Drying kinetics and energy efficiency of Y2O3-CeO2 co-doped ZrO2 powder under microwave heating

Zirconia has important application prospects in the field of ceramics. However, during a high-temperature heating process, pure zirconia will undergo martensite transformation, which seriously affects its service performance. Metal oxides, such as Y2O3-CeO2 doping ZrO2, effectively improve the toughness and fire resistance of the material. Thus, the drying of Y2O3-CeO2 co-doped ZrO2 powder is an essential step before practical application. The study employs contemporary microwave drying techniques. The results of the experiment show that the average microwave drying rate increases with an increase in mass, water content, and microwave heating power. When the initial mass was 30 g, the initial moisture content was 12 %, microwave power was 720 W, and the drying rate was the fastest. We used four dynamic models: Modified Page, Quadratic, Wang and Singh, and Page to fit the experiment data. The best model was Modified Page, which describes the kinetic process most accurately. Fick's second law describes how, in the drying process, when microwave power is 720 W, initial mass is 15 g and initial water content is 8 %, the effective diffusion coefficient is 5.25 x 10(-16) m(2)/s.

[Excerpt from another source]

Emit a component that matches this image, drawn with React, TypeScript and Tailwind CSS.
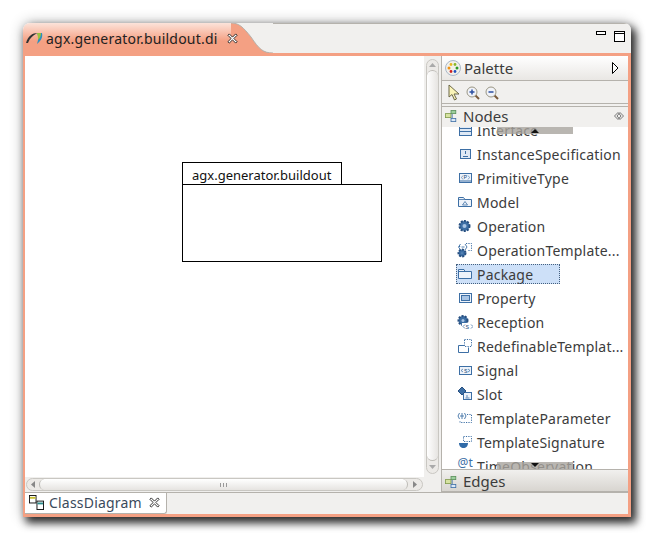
import type { ReactNode } from "react";

const blue = "#3d6fa5";

function Ico({ children }: { children: ReactNode }) {
  return (
    <svg width="16" height="16" viewBox="0 0 16 16" fill="none" stroke={blue} strokeWidth="1" className="shrink-0">
      {children}
    </svg>
  );
}

function Gear({ cx = 7.5, cy = 8, r = 5 }: { cx?: number; cy?: number; r?: number }) {
  return (
    <>
      <circle cx={cx} cy={cy} r={r} fill="#3d6fa5" stroke="#274f80" strokeWidth="2" strokeDasharray="2 1.2" />
      <circle cx={cx} cy={cy} r={r - 3} fill="#a8c4e4" stroke="none" />
    </>
  );
}

const smallText = { fontSize: 6, fontFamily: "Liberation Mono, monospace", fill: "#274f80", stroke: "none" } as const;

const nodes: { label: string; icon: ReactNode; selected?: boolean }[] = [
  {
    label: "Interface",
    icon: (
      <Ico>
        <rect x="2.5" y="1.5" width="12" height="12" fill="#dfe9f5" />
        <path d="M2.5 6.5h12M2.5 9.5h12M8 3v2" />
      </Ico>
    ),
  },
  {
    label: "InstanceSpecification",
    icon: (
      <Ico>
        <rect x="3.5" y="3.5" width="10" height="9" fill="#dfe9f5" />
        <path d="M8.5 5v3M6 10.5h5" />
      </Ico>
    ),
  },
  {
    label: "PrimitiveType",
    icon: (
      <Ico>
        <rect x="2.5" y="3.5" width="12" height="9" fill="#eef3fa" />
        <path d="M2.5 11h12" />
        <text x="6.500" y="9" style={smallText}>P</text>
        <path d="M6 5.500l-1.500 2L6 9.500M11 5.500l1.500 2L11 9.500" strokeWidth="0.6" />
      </Ico>
    ),
  },
  {
    label: "Model",
    icon: (
      <Ico>
        <path d="M1.5 3.5h5l1.5 2h6.5v7h-13z" fill="#eef3fa" />
        <path d="M1.5 5.5h6.5M8 7.5l2.5 3.5h-5z" strokeWidth="0.8" />
      </Ico>
    ),
  },
  { label: "Operation", icon: <Ico><Gear /></Ico> },
  {
    label: "OperationTemplate...",
    icon: (
      <Ico>
        <Gear cx={5} cy={11} r={3.5} />
        <path d="M2 4.5h1.5M9 1.5h5.5v7H11" strokeDasharray="1.2 1.2" />
        <path d="M3.5 2L1.5 5l2 3M8 2l2 3-2 3M4.5 5h3" strokeWidth="0.9" />
      </Ico>
    ),
  },
  {
    label: "Package",
    selected: true,
    icon: (
      <Ico>
        <path d="M1.5 3.5h5.5l1 2h6.5v7h-13z" fill="#eef3fa" />
        <path d="M1.5 5.5h6.5" />
      </Ico>
    ),
  },
  {
    label: "Property",
    icon: (
      <Ico>
        <rect x="2.5" y="3.5" width="12" height="9" fill="#eef3fa" />
        <rect x="4.5" y="5.5" width="8" height="5" fill="#a8c4e4" />
      </Ico>
    ),
  },
  {
    label: "Reception",
    icon: (
      <Ico>
        <Gear cx={6} cy={6.5} r={4.5} />
        <rect x="5" y="9" width="11" height="6.5" fill="#fff" stroke="none" />
        <text x="8.6" y="14.5" style={smallText}>S</text>
        <path d="M8 10.5l-2 2 2 2M14 10.5l2 2-2 2" strokeWidth="0.8" />
      </Ico>
    ),
  },
  {
    label: "RedefinableTemplat...",
    icon: (
      <Ico>
        <path d="M1.5 7.5h6M1.5 7.5v7h10v-5" />
        <rect x="7.5" y="1.5" width="7" height="7" strokeDasharray="1.2 1.2" fill="#fff" />
      </Ico>
    ),
  },
  {
    label: "Signal",
    icon: (
      <Ico>
        <rect x="2.5" y="4.5" width="12" height="8" fill="#eef3fa" />
        <text x="7" y="10.5" style={smallText}>S</text>
        <path d="M6 7l-2 1.5L6 10M11 7l2 1.5L11 10" strokeWidth="0.7" />
      </Ico>
    ),
  },
  {
    label: "Slot",
    icon: (
      <Ico>
        <rect x="6.5" y="6.5" width="8" height="7" fill="#eef3fa" />
        <path d="M10 9v2.5M8.5 12h4" strokeWidth="0.8" />
        <path d="M5 1l4 4-4 4-4-4z" fill="#3d6fa5" stroke="#274f80" />
      </Ico>
    ),
  },
  {
    label: "TemplateParameter",
    icon: (
      <Ico>
        <path d="M2.5 3L1 6l1.5 3M7.5 3L9 6 7.5 9M3 6h4M5 3v6" strokeWidth="0.9" />
        <path d="M10 4.5h4.5v8H3v-1.5" strokeDasharray="1.2 1.2" />
      </Ico>
    ),
  },
  {
    label: "TemplateSignature",
    icon: (
      <Ico>
        <path d="M2 9h9c0 3-2 5-4.500 5S2 12 2 9z" fill="#2f6aa8" stroke="none" />
        <rect x="6.500" y="2.500" width="8" height="5" strokeDasharray="1.200 1.200" />
      </Ico>
    ),
  },
  {
    label: "TimeObservation",
    icon: (
      <Ico>
        <text x="0.500" y="9" style={{ ...smallText, fontSize: 12, fontFamily: "Noto Sans, sans-serif", fill: "#3d6fa5" }}>@t</text>
        <path d="M7.500 11v4" strokeDasharray="1.200 1.200" />
      </Ico>
    ),
  },
];

function GroupIcon() {
  return (
    <svg width="12" height="12" viewBox="0 0 15 15" className="shrink-0">
      <rect x="0.500" y="4.500" width="7" height="5" fill="#d6e2a0" stroke="#7f9a4a" />
      <rect x="7.500" y="0.500" width="6" height="4" fill="#9ccf9c" stroke="#5a8f5a" />
      <rect x="7.500" y="10.500" width="6" height="4" fill="#dbe8f6" stroke="#3d6fa5" />
      <path d="M9 5v5" stroke="#3d6fa5" />
    </svg>
  );
}

function TabClose() {
  return (
    <svg width="11" height="11" viewBox="0 0 12 12" className="shrink-0">
      <path d="M2.500 1L6 4.500 9.500 1 11 2.500 7.500 6 11 9.500 9.500 11 6 7.500 2.500 11 1 9.500 4.500 6 1 2.500z" fill="#fff" stroke="#222" strokeWidth="1" />
    </svg>
  );
}

function DragThumb({ up, className }: { up: boolean; className: string }) {
  return (
    <div className={`absolute left-[55px] flex h-[7px] w-[76px] justify-center bg-[#a8a49e]/80 ${className}`}>
      <svg width="8" height="7" viewBox="0 0 8 7">
        <path d={up ? "M0 6L4 2l4 4z" : "M0 1l4 4 4-4z"} fill="#111" />
      </svg>
    </div>
  );
}

export default function App() {
  return (
    <div className="h-[545px] w-[659px] overflow-hidden bg-white pl-[23px] pt-[23px] font-['Noto_Sans',sans-serif] text-[14px] tracking-[0.2px] text-[#3c3c3c]">
      <div className="flex h-[494px] w-[608px] flex-col overflow-hidden rounded-t-[7px] shadow-[4px_5px_9px_1px_rgba(0,0,0,0.8),0_0_14px_rgba(0,0,0,0.3)]">
        {/* editor tab strip */}
        <div className="flex h-[30px] shrink-0 bg-[#f1f0ee]">
          <div className="flex w-[208px] shrink-0 items-center bg-gradient-to-b from-[#fbe3da] to-[#f4a083] to-[60%] pl-[3px] text-[#222]">
            <svg width="18" height="16" viewBox="0 0 18 16" className="shrink-0">
              <path d="M0 13C2 6 6 3 12 3 7 5 4 8 2 13z" fill="#333" />
              <path d="M11 3h5c1 4-1 8-5 11 1-3 2-7 0-11z" fill="#2b8fc0" />
              <path d="M11 3h4c0 3-1 5-3 7 0-2 0-4-1-7z" fill="#9cc23c" />
            </svg>
            <span className="ml-[2px] shrink-0 whitespace-nowrap tracking-[0.22px]">agx.generator.buildout.di</span>
            <span className="relative z-10 ml-[9px] shrink-0"><TabClose /></span>
          </div>
          <svg width="42" height="30" viewBox="0 0 42 30" className="shrink-0">
            <path d="M0 0C8 0 12 4 20 14 28 26 32 30 42 30H0z" fill="#f4a083" />
            <path d="M0 0C8 0 12 4 20 14 28 26 32 30 42 30" fill="none" stroke="#b5b2ac" />
          </svg>
          <div className="flex-1 border-t border-[#b5b2ac]" />
          <div className="flex items-start gap-[8px] border-t border-[#b5b2ac] pr-[6px] pt-[7px]">
            <div className="h-[4px] w-[10px] border border-black bg-white" />
            <div className="h-[11px] w-[11px] border border-black bg-white">
              <div className="h-[2px] border-b border-black" />
            </div>
          </div>
        </div>

        {/* salmon frame */}
        <div className="flex min-h-0 flex-1 flex-col border-x-[2px] border-b-[3px] border-t-[3px] border-[#f4a083] border-r-[3px]">
          <div className="flex min-h-0 flex-1">
            <div className="flex min-w-0 flex-1 flex-col">
              <div className="flex min-h-0 flex-1">
                {/* diagram canvas */}
                <div className="min-w-0 flex-1 bg-white pl-[157px] pt-[106px] text-[13px] tracking-normal text-[#111]">
                  <div className="flex h-[22px] w-[160px] items-center border border-b-0 border-black pl-[9px] pt-[4px]">
                    agx.generator.buildout
                  </div>
                  <div className="h-[78px] w-[200px] border border-black" />
                </div>
                {/* vertical scrollbar */}
                <div className="flex w-[17px] shrink-0 flex-col items-center bg-[#f0efed] pt-[3px]">
                  <div className="flex h-[415px] w-[13px] flex-col rounded-full border border-[#c9c7c2] bg-[#eceae7]">
                    <div className="flex h-[10px] items-center justify-center">
                      <svg width="7" height="4" viewBox="0 0 7 4"><path d="M0 4l3.500-4L7 4z" fill="#aaa" /></svg>
                    </div>
                    <div className="flex-1 rounded-full border-y border-[#bdbbb6] bg-gradient-to-r from-white to-[#e6e4e1]" />
                    <div className="flex h-[12px] items-center justify-center">
                      <svg width="7" height="4" viewBox="0 0 7 4"><path d="M0 0l3.500 4L7 0z" fill="#aaa" /></svg>
                    </div>
                  </div>
                </div>
              </div>
              {/* horizontal scrollbar */}
              <div className="flex h-[15px] shrink-0 items-start bg-[#f0efed] pl-[1px] pr-[18px] pt-[1px]">
                <div className="flex h-[13px] w-full items-center rounded-full border border-[#c9c7c2] bg-[#eceae7]">
                  <div className="flex w-[12px] justify-center">
                    <svg width="4" height="7" viewBox="0 0 4 7"><path d="M4 0L0 3.500 4 7z" fill="#888" /></svg>
                  </div>
                  <div className="flex h-full flex-1 items-center justify-center gap-[2px] rounded-full border-x border-[#bdbbb6] bg-gradient-to-b from-white to-[#e6e4e1]">
                    <div className="h-[4px] w-px bg-[#999]" />
                    <div className="h-[4px] w-px bg-[#999]" />
                    <div className="h-[4px] w-px bg-[#999]" />
                  </div>
                  <div className="flex w-[14px] justify-center">
                    <svg width="4" height="7" viewBox="0 0 4 7"><path d="M0 0l4 3.500L0 7z" fill="#888" /></svg>
                  </div>
                </div>
              </div>
            </div>

            {/* palette */}
            <div className="flex w-[187px] shrink-0 flex-col border-l border-[#b5b2ac] bg-white">
              <div className="flex h-[25px] shrink-0 items-center border-b border-[#b5b2ac] bg-gradient-to-b from-white to-[#e9e7e4] pl-[3px] pr-[9px]">
                <svg width="16" height="16" viewBox="0 0 16 16" className="shrink-0">
                  <circle cx="8" cy="8" r="7.500" fill="#f2f0ea" stroke="#a9b7c8" />
                  <circle cx="6" cy="4.500" r="1.400" fill="#e8b820" />
                  <circle cx="10" cy="4.500" r="1.400" fill="#8ab82a" />
                  <circle cx="4" cy="8" r="1.500" fill="#f09010" />
                  <circle cx="12" cy="8" r="1.500" fill="#2a9a2a" />
                  <circle cx="6" cy="11.500" r="1.400" fill="#d02020" />
                  <circle cx="10" cy="11.500" r="1.400" fill="#2050c0" />
                </svg>
                <span className="ml-[3px] flex-1 text-[15px] tracking-normal">Palette</span>
                <svg width="7" height="12" viewBox="0 0 7 12"><path d="M0.500 0.500L6 6 0.500 11.500z" fill="#fff" stroke="#000" /></svg>
              </div>
              <div className="flex h-[23px] shrink-0 items-center gap-[4px] border-b border-[#b5b2ac] bg-[#f1f0ee] pl-[6px]">
                <svg width="13" height="17" viewBox="0 0 13 17"><path d="M1 1v12l3-2.500L6.500 16l2-1L6 10h5z" fill="#fbf5b8" stroke="#6b6748" /></svg>
                {["M4.500 7h5M7 4.500v5", "M4.500 7h5"].map((d) => (
                  <svg key={d} width="15" height="15" viewBox="0 0 15 15">
                    <path d="M10 10l4 4" stroke="#7a5a3a" strokeWidth="2" />
                    <circle cx="7" cy="7" r="5" fill="#f1f3f8" stroke="#9a9684" />
                    <path d={d} stroke="#2a4ea0" strokeWidth="1.500" />
                  </svg>
                ))}
              </div>
              <div className="h-[2px] shrink-0 bg-[#f1f0ee]" />
              <div className="flex h-[21px] shrink-0 items-center border-t border-[#b5b2ac] bg-[#f1f0ee] pb-[2px] pl-[3px] pr-[4px]">
                <GroupIcon />
                <span className="ml-[6px] flex-1 text-[15px] tracking-normal">Nodes</span>
                <svg width="10" height="8" viewBox="0 0 10 8">
                  <path d="M4 0.500L0.500 4 4 7.500M6 0.500L9.500 4 6 7.500M4 0.500L7 4 4 7.500M6 0.500L3 4l3 3.500" fill="none" stroke="#777" />
                </svg>
              </div>
              <div className="relative min-h-0 flex-1 overflow-hidden">
                <div className="-mt-[9px] flex flex-col pl-[14px]">
                  {nodes.map((n) => (
                    <div
                      key={n.label}
                      className={`flex shrink-0 items-center gap-[4px] whitespace-nowrap pl-[1px] ${
                        n.selected
                          ? "my-[2px] h-[20px] w-[104px] bg-[#cde0f8] outline-1 -outline-offset-1 outline-dotted outline-[#44607f]"
                          : "h-[24px]"
                      }`}
                    >
                      {n.icon}
                      <span>{n.label}</span>
                    </div>
                  ))}
                </div>
                <DragThumb up className="top-0" />
                <DragThumb up={false} className="bottom-0" />
              </div>
              <div className="flex h-[23px] shrink-0 items-center border-y border-[#b5b2ac] bg-gradient-to-b from-[#f1f0ee] to-[#d8d5d0] pl-[3px] pt-[2px]">
                <GroupIcon />
                <span className="ml-[6px] text-[15px] tracking-normal">Edges</span>
              </div>
            </div>
          </div>

          {/* bottom tabs */}
          <div className="flex h-[22px] shrink-0 border-t border-[#b5b2ac] bg-[#f1f0ee]">
            <div className="flex w-[142px] items-center rounded-br-[3px] border-b border-r border-[#b5b2ac] bg-white pb-[1px] pl-[4px]">
              <svg width="15" height="15" viewBox="0 0 16 16" className="shrink-0">
                <rect x="0.500" y="0.500" width="7" height="8" fill="#fff" stroke="#111" />
                <path d="M1 3h6" stroke="#c8c030" strokeWidth="2" />
                <rect x="8.500" y="6.500" width="7" height="9" fill="#fff" stroke="#111" />
                <path d="M9 9h6" stroke="#2a8a8a" strokeWidth="2" />
              </svg>
              <span className="ml-[5px] text-[#3a4a5c]">ClassDiagram</span>
              <span className="ml-[7px]"><TabClose /></span>
            </div>
            <div className="flex-1" />
          </div>
        </div>
      </div>
    </div>
  );
}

Fourier Transforms of the infrared spectrum of the samples before and after drying were analyzed, the intensity of the O-H absorption peak located at 3442.03 cm/s, and O-H-O absorption peak located at 1594.48 cm/s. Both decreased significantly after drying. To discuss the relationship between the microwave power and the diffusion coefficient, the activating energy of microwave heating was 32.01 W/g. The experimental results show high heating efficiency and selective heating of the microwave method. This study provides a theoretical basis and research data for microwave drying of Y2O3-CeO2 co-doped ZrO2 powder in industry.